How should we compare, any suggestions?
Michael
AMT sheet
I was thinking it would just be written to derive the Lorenz force and the foil temperature rise from the essential parameters of the magnet's magnetization or magnetic moment and physical dimensions, magnetic gap width, the current, the foil thickness, dimensions, density, and conductivity, and the pleat depth and gap. I think it seems okay for this purpose to simplify by assuming the static field is at a perfect right angle to the current flow, and also to ignore the dynamics and assume DC current flow. Might be worth searching to see if anyone published such a thing already, though, which I have not done. Seems like it would be a great 2nd semester physics project for a smart kid.
I was thinking it would just be written to derive the Lorenz force and the foil temperature rise from the essential parameters of the magnet's magnetization or magnetic moment and physical dimensions, magnetic gap width, the current, the foil thickness, dimensions, density, and conductivity, and the pleat depth and gap. I think it seems okay for this purpose to simplify by assuming the static field is at a perfect right angle to the current flow, and also to ignore the dynamics and assume DC current flow. Might be worth searching to see if anyone published such a thing already, though, which I have not done. Seems like it would be a great 2nd semester physics project for a smart kid.

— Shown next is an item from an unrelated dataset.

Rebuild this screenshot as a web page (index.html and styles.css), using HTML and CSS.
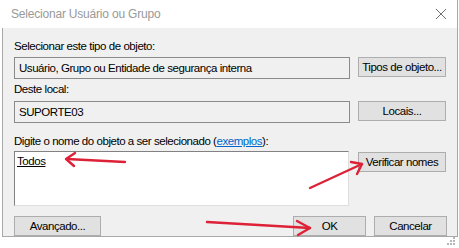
FILE: index.html
```html
<!DOCTYPE html>
<html lang="pt-BR">
<head>
    <meta charset="UTF-8">
    <meta name="viewport" content="width=device-width, initial-scale=1.0">
    <title>Selecionar Usuário ou Grupo</title>
    <link rel="stylesheet" href="styles.css">
</head>
<body>
    <div class="window">
        <div class="titlebar">
            <span class="title">Selecionar Usuário ou Grupo</span>
            <svg class="close" width="12" height="12" viewBox="0 0 12 12">
                <path d="M1 1 L11 11 M11 1 L1 11" stroke="#6f6f6f" stroke-width="1" fill="none"/>
            </svg>
        </div>
        <div class="content">
            <div class="label first">Selecionar este tipo de objeto:</div>
            <div class="row">
                <div class="field">Usuário, Grupo ou Entidade de segurança interna</div>
                <button class="btn side">Tipos de objeto...</button>
            </div>

            <div class="label second">Deste local:</div>
            <div class="row">
                <div class="field">SUPORTE03</div>
                <button class="btn side">Locais...</button>
            </div>

            <div class="label third">Digite o nome do objeto a ser selecionado (<a href="#">exemplos</a>):</div>
            <div class="row">
                <div class="names"><u>Todos</u></div>
                <button class="btn side check">Verificar nomes</button>
            </div>

            <div class="footer">
                <button class="btn advanced">Avançado...</button>
                <div class="actions">
                    <button class="btn ok">OK</button>
                    <button class="btn cancel">Cancelar</button>
                </div>
            </div>
        </div>
    </div>

    <!-- red annotation arrows + resize grip -->
    <svg class="overlay" width="459" height="248" viewBox="0 0 459 248">
        <g stroke="#dd2238" stroke-width="2.4" fill="none" stroke-linecap="round" stroke-linejoin="round">
            <path d="M125 162 L67 159"/>
            <path d="M75 153 L66 159 L74 166"/>
            <path d="M310 188 L362 164"/>
            <path d="M351 162 L362 164 L357 174"/>
            <path d="M207 222 L310 228"/>
            <path d="M297 221 L310 228 L298 235"/>
        </g>
        <g fill="#b8b8b8">
            <rect x="453" y="237" width="2" height="2"/>
            <rect x="450" y="240" width="2" height="2"/>
            <rect x="453" y="240" width="2" height="2"/>
            <rect x="447" y="243" width="2" height="2"/>
            <rect x="450" y="243" width="2" height="2"/>
            <rect x="453" y="243" width="2" height="2"/>
        </g>
    </svg>
</body>
</html>
```
FILE: styles.css
```css
body {
    margin: 0;
    background: #ffffff;
    font-family: "Liberation Sans", Arial, sans-serif;
    font-size: 11.5px;
    letter-spacing: -0.45px;
    color: #000;
}
.window {
    width: 455px;
    margin-left: 2px;
    border-right: 1px solid #a8a8a8;
}
.titlebar {
    height: 28px;
    display: flex;
    align-items: center;
    justify-content: space-between;
    padding: 0 10px 0 9px;
    background: #fff;
}
.title {
    color: #999;
    font-size: 12px;
    letter-spacing: -0.2px;
}
.close {
    margin-top: -1px;
}
.content {
    background: #f0f0f0;
    border-left: 1px solid #a8a8a8;
    border-bottom: 1px solid #a8a8a8;
    padding: 0 10px 8px 11px;
    height: 209px;
    box-sizing: border-box;
}
.label {
    height: 15px;
    line-height: 15px;
    white-space: nowrap;
}
.label.first {
    padding-top: 11px;
    margin-bottom: 3px;
}
.label.second {
    margin-top: 3px;
    margin-bottom: 4px;
}
.label.third {
    margin-top: 11px;
    margin-bottom: 2px;
}
.label a {
    color: #0066cc;
}
.row {
    display: flex;
    align-items: flex-start;
    gap: 8px;
}
.field {
    width: 336px;
    height: 22px;
    box-sizing: border-box;
    border: 1px solid #8a8a8a;
    background: #f0f0f0;
    padding: 0 4px;
    line-height: 20px;
    white-space: nowrap;
}
.names {
    width: 335px;
    height: 55px;
    box-sizing: border-box;
    background: #fff;
    border: 1px solid;
    border-color: #828282 #dedede #dedede #828282;
    padding: 2px 2px;
    line-height: 15px;
}
.btn {
    font-family: inherit;
    font-size: 11.5px;
    letter-spacing: -0.45px;
    color: #000;
    background: #e1e1e1;
    border: 1px solid #adadad;
    height: 20px;
    padding: 0;
    margin: 0;
    box-sizing: border-box;
    white-space: nowrap;
}
.side {
    width: 88px;
}
.check {
    margin-top: 1px;
    margin-left: 1px;
}
.footer {
    display: flex;
    justify-content: space-between;
    margin-top: 10px;
}
.advanced {
    width: 87px;
}
.actions {
    display: flex;
    gap: 8px;
}
.ok {
    width: 73px;
}
.cancel {
    width: 73px;
}
.overlay {
    position: absolute;
    top: 0;
    left: 0;
    pointer-events: none;
}
```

Hi All, I think our understanding of the issues involved in AMT's in general, and the ES version in particular, is advancing thanks to your input and stimulus.
When we read the Heil patent he has no problem with f figures of 10, yet in the working version this is halved to around 5, Why?
Could it be that the pleats cannot be creased sharply enough to cram them into the space available?
Could it be that the creases are rounded as if wrapping around posts that do not exist creating the "dead air" situation?
Are there noise generation issues due to turbulence or the pleats contacting one another?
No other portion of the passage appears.